D:dddddddd |S:0 4 2 6 1 5 3 7 | D: dddddddd |S: 0 4 2 6 1 5 3 7 | D: dddddddd |S: 0 4 2 6 1 5 3 7 | D: dddddddd|S: 0 4 2 6 1 5 3 7|This is the same, but blocked to 8 elements in the output. Unfortunately there is still a large spread of reads.
D:dddddddd |S:0 4 2 6 1 5 3 7 | D: dddddddd |S: 0 4 2 6 1 5 3 7 | D: dddddddd |S: 0 4 2 6 1 5 3 7 | D: dddddddd|S: 0 4 2 6 1 5 3 7|This is an attempt at improving the previous one - although the reads are still in a broad spread, they are always confined to 8 sequential streams. It does improve the performance once you get a large enough problem, but on an x86 machine N needs to be over about 8M before it shows a minor improvement.

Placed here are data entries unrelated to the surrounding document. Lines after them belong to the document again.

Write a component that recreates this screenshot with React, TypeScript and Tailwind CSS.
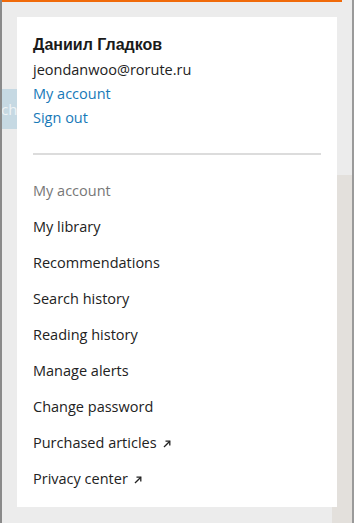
import React from "react";

const Arrow = () => (
  <svg width="8" height="8" viewBox="0 0 8 8" className="inline-block ml-[6px] mt-[2px]" fill="none" stroke="#222" strokeWidth="1.3">
    <path d="M1 7 L6.8 1.2" />
    <path d="M2.5 1.2 H6.8 V5.5" />
  </svg>
);

const items: { label: string; ext?: boolean; muted?: boolean }[] = [
  { label: "My account", muted: true },
  { label: "My library" },
  { label: "Recommendations" },
  { label: "Search history" },
  { label: "Reading history" },
  { label: "Manage alerts" },
  { label: "Change password" },
  { label: "Purchased articles", ext: true },
  { label: "Privacy center", ext: true },
];

export default function App() {
  return (
    <div className="relative w-[354px] h-[523px] overflow-hidden bg-[#ececec] border-l-[2px] border-l-[#8a8a8a] border-r-[2px] border-r-[#9a9a9a]" style={{ fontFamily: "'Open Sans', sans-serif" }}>
      <div className="h-[2px] w-[340px] bg-[#f06a0a]" />
      <div className="flex h-[521px]">
        <div className="flex flex-col w-[330px]">
          <div className="mt-[87px] w-[15px] h-[40px] bg-[#c6d9e3] overflow-hidden flex items-center">
            <span className="text-[#eef3f6] text-[15px] leading-none -ml-[1px]">ch</span>
          </div>
        </div>
        <div className="flex flex-col w-[20px]">
          <div className="mt-[173px] flex-1 bg-[#e3e0dc]" />
        </div>
      </div>

      <div className="absolute left-[15px] top-[17px] w-[320px] h-[490px] bg-white px-[16px] pt-[18px]">
        <div className="text-[16px] font-bold text-[#1a1a1a] leading-[20px]" style={{ fontFamily: "'Liberation Sans', Arial, sans-serif" }}>
          Даниил Гладков
        </div>
        <div className="text-[14.5px] text-[#222] leading-[24px] mt-[3px]">jeondanwoo@rorute.ru</div>
        <div className="text-[14.5px] text-[#1779b8] leading-[24px]">My account</div>
        <div className="text-[14.5px] text-[#1779b8] leading-[24px]">Sign out</div>
        <div className="mt-[23px] h-[2px] w-[288px] bg-[#dcdcdc]" />
        <ul className="mt-[18px]">
          {items.map((it) => (
            <li key={it.label} className={`h-[36px] flex items-center text-[14.5px] ${it.muted ? "text-[#777]" : "text-[#222]"}`}>
              <span>{it.label}</span>
              {it.ext && <Arrow />}
            </li>
          ))}
        </ul>
      </div>
    </div>
  );
}
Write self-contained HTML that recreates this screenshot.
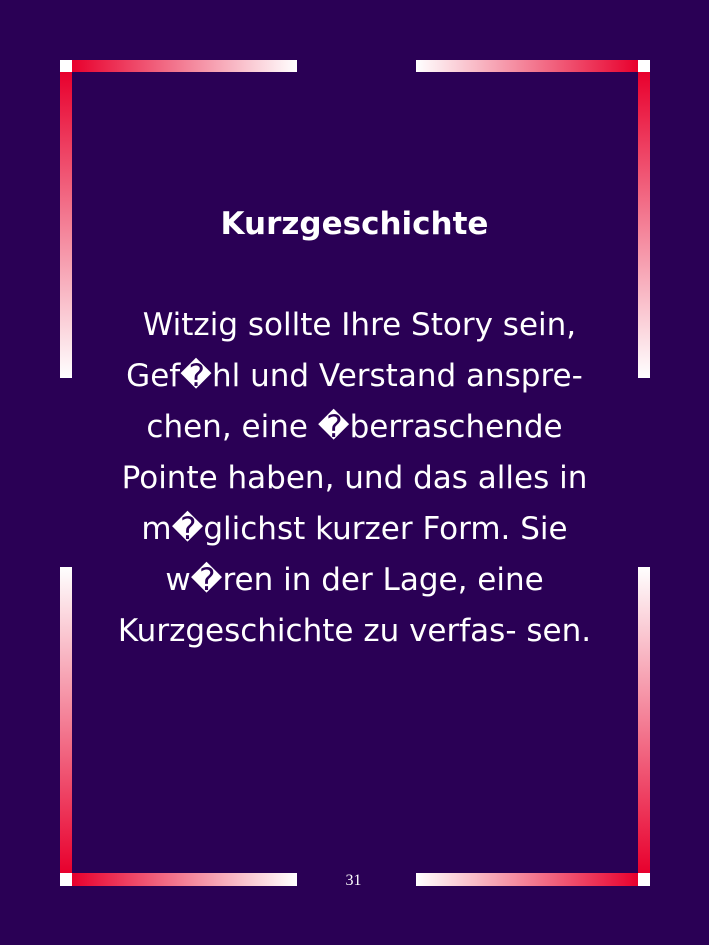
<!DOCTYPE html>
<html><head><meta charset="utf-8"><style>
body{margin:0;width:709px;height:945px;background:#2a0055;position:relative;overflow:hidden;font-family:"DejaVu Sans","Liberation Sans",sans-serif;color:#fff}
.b{position:absolute}
.w{background:#fff}
.t{position:absolute;left:0;width:709px;text-align:center}
.l{position:absolute;left:0;width:709px;text-align:center;font-size:31px;line-height:51px}
</style></head><body>
<div class="b w" style="left:60px;top:60px;width:12px;height:12px"></div>
<div class="b" style="left:72px;top:60px;width:225px;height:12px;background:linear-gradient(to right,#e8002d,#fff)"></div>
<div class="b" style="left:60px;top:72px;width:12px;height:306px;background:linear-gradient(to bottom,#e8002d,#fff)"></div>
<div class="b w" style="left:638px;top:60px;width:12px;height:12px"></div>
<div class="b" style="left:416px;top:60px;width:222px;height:12px;background:linear-gradient(to right,#fff,#e8002d)"></div>
<div class="b" style="left:638px;top:72px;width:12px;height:306px;background:linear-gradient(to bottom,#e8002d,#fff)"></div>
<div class="b" style="left:60px;top:567px;width:12px;height:306px;background:linear-gradient(to bottom,#fff,#e8002d)"></div>
<div class="b w" style="left:60px;top:873px;width:12px;height:13px"></div>
<div class="b" style="left:72px;top:873px;width:225px;height:13px;background:linear-gradient(to right,#e8002d,#fff)"></div>
<div class="b" style="left:638px;top:567px;width:12px;height:306px;background:linear-gradient(to bottom,#fff,#e8002d)"></div>
<div class="b w" style="left:638px;top:873px;width:12px;height:13px"></div>
<div class="b" style="left:416px;top:873px;width:222px;height:13px;background:linear-gradient(to right,#fff,#e8002d)"></div>
<div class="t" style="top:204px;font-size:31px;font-weight:bold;line-height:40px">Kurzgeschichte</div>
<div class="l" style="top:300px">&nbsp;Witzig sollte Ihre Story sein,</div>
<div class="l" style="top:351px">Gef�hl und Verstand anspre-</div>
<div class="l" style="top:402px">chen, eine �berraschende</div>
<div class="l" style="top:453px">Pointe haben, und das alles in</div>
<div class="l" style="top:504px">m�glichst kurzer Form. Sie</div>
<div class="l" style="top:555px">w�ren in der Lage, eine</div>
<div class="l" style="top:606px">Kurzgeschichte zu verfas- sen.</div>
<div class="t" style="top:871px;font-family:'Liberation Serif',serif;font-size:16px;line-height:20px;left:-1px">31</div>
</body></html>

I've yet to try it on ARM.
Then I realised that Integer.reverse() wasn't mapping to a single instruction on x86 - and subsequently over half of the processing time was spent just calculating the source index ... so I put in a bit of bit-fiddling to the 8-blocked implementations which precalculated the 8 fixed element offsets relative to base-offset. I also tried a lookup table for the non-blocked implementation which made a big difference. Strangely using a lookup-table to get the base offset actually slowed it down - suggesting that the jvm is pre-calculating reverse(i) in the outer-loop if it can.
Once this permute is done the memory access pattern is just in adjacent and sequential blocks - either depth or breadth first. The 8-blocked permute is about 130%-150% of the speed of a straight System.arraycopy() for 4-1K elements.
Actually another reason I worked toward an 8-blocked implementation was in order to perform the first 8-way fft stage at the same time as the fiddling - with that in place I got to within shouting distance (under 200% execution time) of jtransforms for some small fft sizes. I was curious what I had to do to get better than that so I tried hard-coding the last stage of a size-16 fft and managed to beat it - not that this has any real practical purpose mind you.
This gives me a starting point to tackle the problem on the parallella which has it's own challenges.
PS yes I found a book or two and many papers about both fft implementation and the permute step but I had time to experiment on my own.